=== Supplied records ===
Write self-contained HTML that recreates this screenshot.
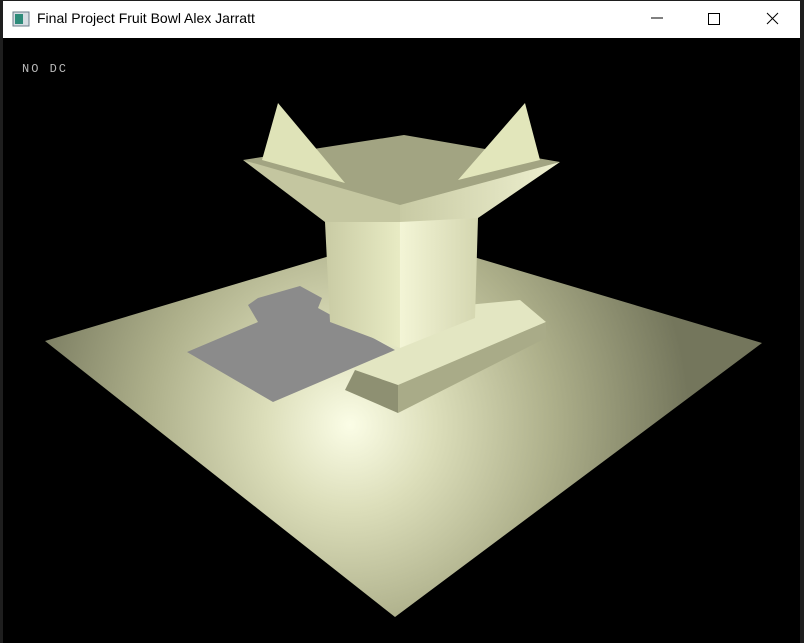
===
=== Supplied records ===
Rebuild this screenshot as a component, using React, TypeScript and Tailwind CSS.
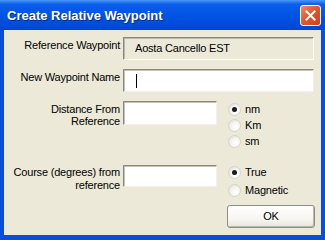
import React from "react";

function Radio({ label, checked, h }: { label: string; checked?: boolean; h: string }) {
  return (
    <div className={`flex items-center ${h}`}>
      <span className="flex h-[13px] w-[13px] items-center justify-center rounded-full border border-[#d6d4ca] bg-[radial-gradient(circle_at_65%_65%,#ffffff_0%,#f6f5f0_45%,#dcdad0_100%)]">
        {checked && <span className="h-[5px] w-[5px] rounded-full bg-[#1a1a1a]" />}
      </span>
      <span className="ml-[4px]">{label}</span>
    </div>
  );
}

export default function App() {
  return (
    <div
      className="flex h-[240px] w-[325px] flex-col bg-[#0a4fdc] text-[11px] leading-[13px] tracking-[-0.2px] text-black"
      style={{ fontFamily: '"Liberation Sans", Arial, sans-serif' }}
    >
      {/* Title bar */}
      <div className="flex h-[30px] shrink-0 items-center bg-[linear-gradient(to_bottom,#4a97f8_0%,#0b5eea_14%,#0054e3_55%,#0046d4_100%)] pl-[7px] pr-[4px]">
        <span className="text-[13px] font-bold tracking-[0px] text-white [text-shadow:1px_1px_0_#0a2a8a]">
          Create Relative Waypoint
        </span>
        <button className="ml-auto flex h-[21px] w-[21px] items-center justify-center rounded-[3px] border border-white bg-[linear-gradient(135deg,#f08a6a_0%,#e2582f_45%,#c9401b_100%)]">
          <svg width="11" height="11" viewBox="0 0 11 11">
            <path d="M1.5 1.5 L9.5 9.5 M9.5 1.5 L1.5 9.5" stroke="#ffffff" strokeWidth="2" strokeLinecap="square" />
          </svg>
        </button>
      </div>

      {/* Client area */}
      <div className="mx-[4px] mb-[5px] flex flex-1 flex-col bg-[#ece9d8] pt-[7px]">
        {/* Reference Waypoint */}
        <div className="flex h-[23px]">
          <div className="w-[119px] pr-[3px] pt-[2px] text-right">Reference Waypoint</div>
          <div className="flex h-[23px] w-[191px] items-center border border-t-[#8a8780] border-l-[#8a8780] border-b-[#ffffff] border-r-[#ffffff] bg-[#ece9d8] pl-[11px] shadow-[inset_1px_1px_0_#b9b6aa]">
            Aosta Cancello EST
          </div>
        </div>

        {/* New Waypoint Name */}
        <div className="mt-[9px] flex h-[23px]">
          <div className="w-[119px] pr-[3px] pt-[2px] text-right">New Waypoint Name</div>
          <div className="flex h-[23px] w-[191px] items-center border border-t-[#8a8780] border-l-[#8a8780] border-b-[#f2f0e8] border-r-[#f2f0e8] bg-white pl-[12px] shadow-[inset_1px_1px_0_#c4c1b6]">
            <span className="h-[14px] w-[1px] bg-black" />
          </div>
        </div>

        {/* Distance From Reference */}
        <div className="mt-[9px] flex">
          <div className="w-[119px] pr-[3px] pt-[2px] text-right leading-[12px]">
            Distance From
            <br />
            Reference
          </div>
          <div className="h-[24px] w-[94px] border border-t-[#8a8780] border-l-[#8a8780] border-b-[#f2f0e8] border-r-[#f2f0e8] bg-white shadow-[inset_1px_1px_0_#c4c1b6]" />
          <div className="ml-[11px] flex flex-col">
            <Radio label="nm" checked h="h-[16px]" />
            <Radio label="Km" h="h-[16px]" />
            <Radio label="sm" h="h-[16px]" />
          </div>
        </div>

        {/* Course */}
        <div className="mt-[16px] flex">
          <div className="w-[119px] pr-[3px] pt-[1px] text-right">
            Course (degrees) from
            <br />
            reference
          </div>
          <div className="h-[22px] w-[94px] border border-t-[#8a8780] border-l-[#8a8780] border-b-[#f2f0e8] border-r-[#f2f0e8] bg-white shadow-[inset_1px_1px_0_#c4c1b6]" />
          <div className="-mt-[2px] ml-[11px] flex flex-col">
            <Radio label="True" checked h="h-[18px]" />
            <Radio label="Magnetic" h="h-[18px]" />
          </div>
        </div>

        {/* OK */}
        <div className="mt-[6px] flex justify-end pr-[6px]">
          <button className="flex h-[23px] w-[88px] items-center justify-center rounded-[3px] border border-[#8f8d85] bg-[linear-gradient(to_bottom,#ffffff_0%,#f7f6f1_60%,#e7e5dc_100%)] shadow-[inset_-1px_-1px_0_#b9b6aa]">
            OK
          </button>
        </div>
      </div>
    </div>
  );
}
===
=== Supplied records ===
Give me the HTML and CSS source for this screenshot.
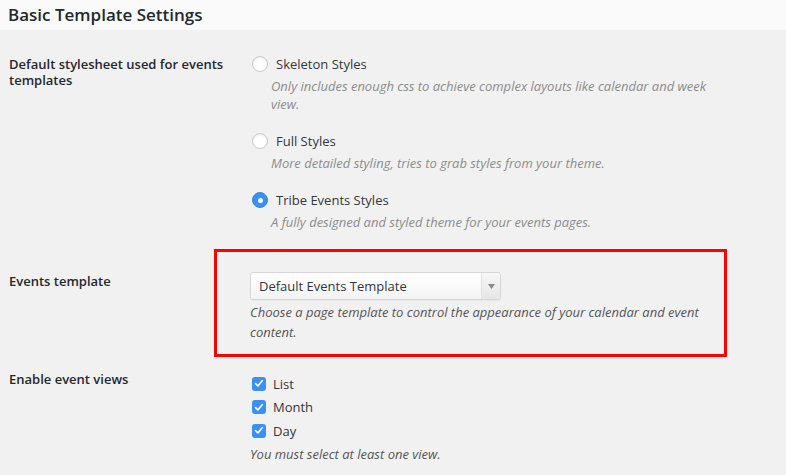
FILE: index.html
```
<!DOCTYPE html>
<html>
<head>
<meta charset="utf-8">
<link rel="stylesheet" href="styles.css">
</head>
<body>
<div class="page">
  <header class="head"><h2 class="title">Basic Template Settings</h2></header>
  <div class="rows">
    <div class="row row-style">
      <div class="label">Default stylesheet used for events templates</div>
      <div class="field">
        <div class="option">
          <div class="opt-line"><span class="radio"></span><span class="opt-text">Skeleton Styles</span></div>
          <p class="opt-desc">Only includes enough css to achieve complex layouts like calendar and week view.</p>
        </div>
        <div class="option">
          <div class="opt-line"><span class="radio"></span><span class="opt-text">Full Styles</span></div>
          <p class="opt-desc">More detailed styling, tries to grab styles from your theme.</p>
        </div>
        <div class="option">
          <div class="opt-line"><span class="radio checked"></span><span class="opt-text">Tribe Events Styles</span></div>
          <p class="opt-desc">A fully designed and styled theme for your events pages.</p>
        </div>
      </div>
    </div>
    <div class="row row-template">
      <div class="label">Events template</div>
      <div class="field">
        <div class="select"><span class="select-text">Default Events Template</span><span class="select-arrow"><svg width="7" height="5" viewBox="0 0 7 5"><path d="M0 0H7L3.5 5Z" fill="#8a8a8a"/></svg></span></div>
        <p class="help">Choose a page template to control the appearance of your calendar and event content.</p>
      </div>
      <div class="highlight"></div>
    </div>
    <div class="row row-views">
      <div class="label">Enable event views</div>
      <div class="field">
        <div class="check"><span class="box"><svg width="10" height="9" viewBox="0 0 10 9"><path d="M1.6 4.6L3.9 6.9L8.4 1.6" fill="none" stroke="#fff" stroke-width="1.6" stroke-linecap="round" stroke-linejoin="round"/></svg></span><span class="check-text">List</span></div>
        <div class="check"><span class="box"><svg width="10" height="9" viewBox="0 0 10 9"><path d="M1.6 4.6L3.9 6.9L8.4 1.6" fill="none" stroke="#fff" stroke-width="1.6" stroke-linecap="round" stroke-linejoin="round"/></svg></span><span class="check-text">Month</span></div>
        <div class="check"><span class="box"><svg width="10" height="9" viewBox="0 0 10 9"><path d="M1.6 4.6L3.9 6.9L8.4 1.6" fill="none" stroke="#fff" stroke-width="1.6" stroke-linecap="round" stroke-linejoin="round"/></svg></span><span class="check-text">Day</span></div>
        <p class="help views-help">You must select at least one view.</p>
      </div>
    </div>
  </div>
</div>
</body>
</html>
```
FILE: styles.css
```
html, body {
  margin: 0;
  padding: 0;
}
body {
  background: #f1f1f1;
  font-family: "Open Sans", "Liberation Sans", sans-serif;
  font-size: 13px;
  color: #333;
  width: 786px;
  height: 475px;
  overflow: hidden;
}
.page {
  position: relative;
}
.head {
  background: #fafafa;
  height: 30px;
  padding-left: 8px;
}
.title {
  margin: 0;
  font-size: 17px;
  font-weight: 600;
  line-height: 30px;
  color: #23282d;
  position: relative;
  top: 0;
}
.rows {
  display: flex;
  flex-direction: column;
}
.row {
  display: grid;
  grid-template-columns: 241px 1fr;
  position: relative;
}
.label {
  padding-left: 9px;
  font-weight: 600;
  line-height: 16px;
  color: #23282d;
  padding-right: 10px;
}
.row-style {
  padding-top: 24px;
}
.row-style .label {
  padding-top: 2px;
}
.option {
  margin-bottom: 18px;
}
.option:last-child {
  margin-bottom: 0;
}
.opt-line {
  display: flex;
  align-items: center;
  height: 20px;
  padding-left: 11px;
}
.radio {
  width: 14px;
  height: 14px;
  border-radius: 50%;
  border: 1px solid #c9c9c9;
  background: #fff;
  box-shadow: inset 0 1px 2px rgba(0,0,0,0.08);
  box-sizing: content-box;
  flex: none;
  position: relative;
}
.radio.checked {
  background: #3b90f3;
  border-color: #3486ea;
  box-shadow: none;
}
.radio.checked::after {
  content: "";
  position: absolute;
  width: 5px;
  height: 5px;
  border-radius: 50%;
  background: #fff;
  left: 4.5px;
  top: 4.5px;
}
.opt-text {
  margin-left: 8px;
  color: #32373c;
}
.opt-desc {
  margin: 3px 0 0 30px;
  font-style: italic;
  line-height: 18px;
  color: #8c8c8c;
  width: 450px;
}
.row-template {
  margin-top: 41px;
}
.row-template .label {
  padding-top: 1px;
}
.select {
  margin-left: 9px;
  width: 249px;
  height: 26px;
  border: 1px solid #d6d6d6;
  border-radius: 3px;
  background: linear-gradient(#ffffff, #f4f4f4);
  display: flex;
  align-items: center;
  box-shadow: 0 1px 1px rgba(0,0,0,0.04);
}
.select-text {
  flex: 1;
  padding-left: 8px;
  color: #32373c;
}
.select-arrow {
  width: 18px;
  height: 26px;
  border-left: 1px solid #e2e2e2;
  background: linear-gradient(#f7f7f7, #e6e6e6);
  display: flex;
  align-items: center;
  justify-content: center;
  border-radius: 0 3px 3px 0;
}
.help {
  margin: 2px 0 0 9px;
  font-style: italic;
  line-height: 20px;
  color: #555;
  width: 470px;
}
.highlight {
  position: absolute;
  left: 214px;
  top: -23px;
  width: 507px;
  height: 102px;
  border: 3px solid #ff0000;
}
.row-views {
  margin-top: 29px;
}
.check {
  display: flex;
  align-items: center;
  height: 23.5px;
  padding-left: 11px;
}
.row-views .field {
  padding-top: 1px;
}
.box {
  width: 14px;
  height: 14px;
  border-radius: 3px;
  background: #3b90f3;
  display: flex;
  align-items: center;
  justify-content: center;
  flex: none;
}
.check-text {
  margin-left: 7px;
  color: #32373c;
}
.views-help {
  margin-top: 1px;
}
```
===
> Requirement
Both the line with "Rebuild this screenshot" and the line with "import React from" belong in the copy, along with every line between them; set them down exactly and skip the pictures.

> Completed exercise
Rebuild this screenshot as a component, using React, TypeScript and Tailwind CSS.
import React from "react";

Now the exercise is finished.